Polens Vizeminister für Wissenschaft Wodzimierz Marcinski, ein eigentlich
unerwarteter Teilnehmer, legte gegen diesen Punkt ein Veto ein, sodass er
von der Agenda gestrichen wurde. Polen erhielt für diesen Akt der
Verteidigung der Demokratie viel verdienten Applaus und verhinderte damit
ernsten Schaden an der Europäischen Wirtschaft.
7. März 2005: Ein schwarzer Tag für die Demokratie, die Bürger und die Wirtschaft Europas. Unter bemerkenswerter Missachtung der Demokratie erzwang die EU-Präsidentschaft die Softwarepatent-Direktive als A-Punkt auf der Tagesordnung.

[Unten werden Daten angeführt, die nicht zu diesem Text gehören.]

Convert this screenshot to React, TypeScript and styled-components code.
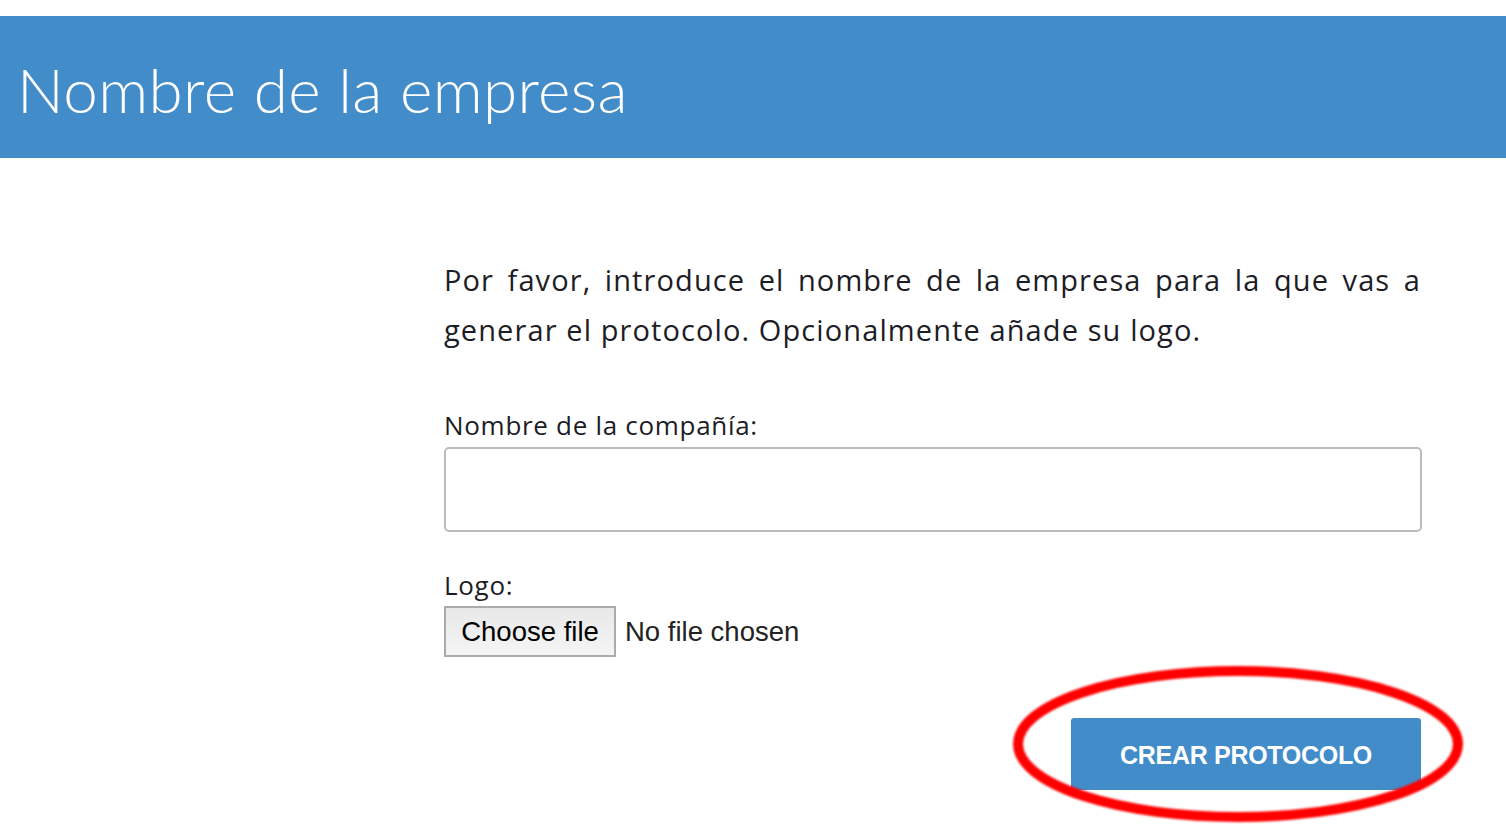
import React from "react";
import styled, { createGlobalStyle } from "styled-components";

const Global = createGlobalStyle`
  html, body { margin: 0; padding: 0; background: #ffffff; }
  body { font-family: "Open Sans", Lato, sans-serif; color: #1d1d26; }
  * { box-sizing: border-box; }
`;

const Page = styled.div`
  padding-top: 16px;
  width: 1506px;
  min-height: 832px;
`;

const Header = styled.header`
  background: #428cca;
  height: 142px;
  display: flex;
  align-items: center;
  padding-left: 17px;
  padding-top: 4px;
`;

const Title = styled.h1`
  margin: 0;
  font-family: Lato, sans-serif;
  font-weight: 300;
  font-size: 62px;
  color: #ffffff;
  letter-spacing: 0.4px;
  line-height: 1;
`;

const Main = styled.main`
  display: grid;
  grid-template-columns: 444px 977px;
  padding-top: 97px;
`;

const Column = styled.section`
  grid-column: 2;
  display: flex;
  flex-direction: column;
`;

const Intro = styled.p`
  margin: 0;
  font-size: 29px;
  line-height: 50px;
  letter-spacing: 1.1px;
  text-align: justify;
`;

const Field = styled.div<{ $top: number }>`
  display: flex;
  flex-direction: column;
  margin-top: ${(p) => p.$top}px;
`;

const Label = styled.label<{ $gap: number }>`
  font-size: 26px;
  line-height: 32px;
  letter-spacing: 0.7px;
  margin-bottom: ${(p) => p.$gap}px;
`;

const TextInput = styled.input`
  height: 85px;
  width: 978px;
  border: 2px solid #bcbcbc;
  border-radius: 5px;
  font-size: 27px;
  padding: 0 14px;
  font-family: "Open Sans", sans-serif;
  outline: none;
`;

const FileRow = styled.div`
  display: flex;
  align-items: center;
  gap: 9px;
  font-family: "Liberation Sans", Arial, sans-serif;
`;

const HiddenFile = styled.input`
  display: none;
`;

const FileButton = styled.label`
  display: flex;
  align-items: center;
  justify-content: center;
  height: 51px;
  width: 172px;
  border: 2px solid #ababab;
  background: linear-gradient(#e8e8e8, #f5f5f5);
  color: #000;
  font-size: 27.5px;
  cursor: pointer;
`;

const FileStatus = styled.span`
  color: #222;
  font-size: 27.5px;
`;

const Actions = styled.div`
  display: flex;
  justify-content: flex-end;
  margin-top: 61px;
  position: relative;
`;

const Submit = styled.button`
  width: 350px;
  height: 72px;
  background: #428cca;
  color: #ffffff;
  border: none;
  border-radius: 3px;
  font-family: "Liberation Sans", Arial, sans-serif;
  font-weight: 700;
  font-size: 25px;
  letter-spacing: -0.3px;
  padding-top: 4px;
`;

const Highlight = styled.svg`
  position: absolute;
  left: 556px;
  top: -66px;
  width: 470px;
  height: 180px;
  pointer-events: none;
  overflow: visible;
`;

export default function App() {
  return (
    <Page>
      <Global />
      <Header>
        <Title>Nombre de la empresa</Title>
      </Header>
      <Main>
        <Column>
          <Intro>
            Por favor, introduce el nombre de la empresa para la que vas a generar el protocolo.
            Opcionalmente añade su logo.
          </Intro>
          <Field $top={54}>
            <Label htmlFor="company" $gap={6}>Nombre de la compañía:</Label>
            <TextInput id="company" type="text" />
          </Field>
          <Field $top={37}>
            <Label htmlFor="logo" $gap={5}>Logo:</Label>
            <FileRow>
              <HiddenFile id="logo" type="file" />
              <FileButton htmlFor="logo">Choose file</FileButton>
              <FileStatus>No file chosen</FileStatus>
            </FileRow>
          </Field>
          <Actions>
            <Submit type="button">CREAR PROTOCOLO</Submit>
            <Highlight viewBox="0 0 470 180">
              <defs>
                <filter id="soft" x="-10%" y="-20%" width="120%" height="140%">
                  <feGaussianBlur stdDeviation="1.2" />
                </filter>
              </defs>
              <ellipse cx="238" cy="92" rx="220" ry="73" fill="none" stroke="#ff0000" strokeWidth="10" filter="url(#soft)" />
            </Highlight>
          </Actions>
        </Column>
      </Main>
    </Page>
  );
}
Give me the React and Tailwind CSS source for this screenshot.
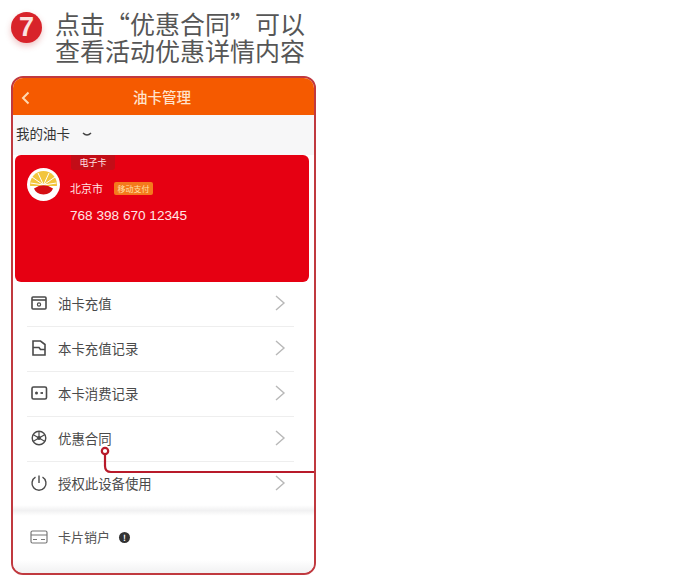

Dies wurde gegen den ausdrücklichen Willen einiger bei dem Treffen vertretener Staaten und unter Missachtung des EU-Parlaments und mehrerer nationaler Parlamente durchgesetzt. Die offiziell verkündete Begründung dafür waren "formale Verfahrensregeln".
6. Juli 2005: Mit einer überwältigenden Mehrheit von 648 aus 680 Stimmen verwarf das EU-Parlament die gesamte Softwarepatent-Direktive, womit es ein starkes Signal gegen Softwarepatente in Europa und ein Zeichen gegen die Korruption demokratischer Prozesse aussandte. Nun wird es wichtig sein, eine demokratische Kontrolle für das Europäische Patentamt einzusetzen -- weitere Informationen dazu sind auch in der Pressemitteilung der FSFE verfügbar.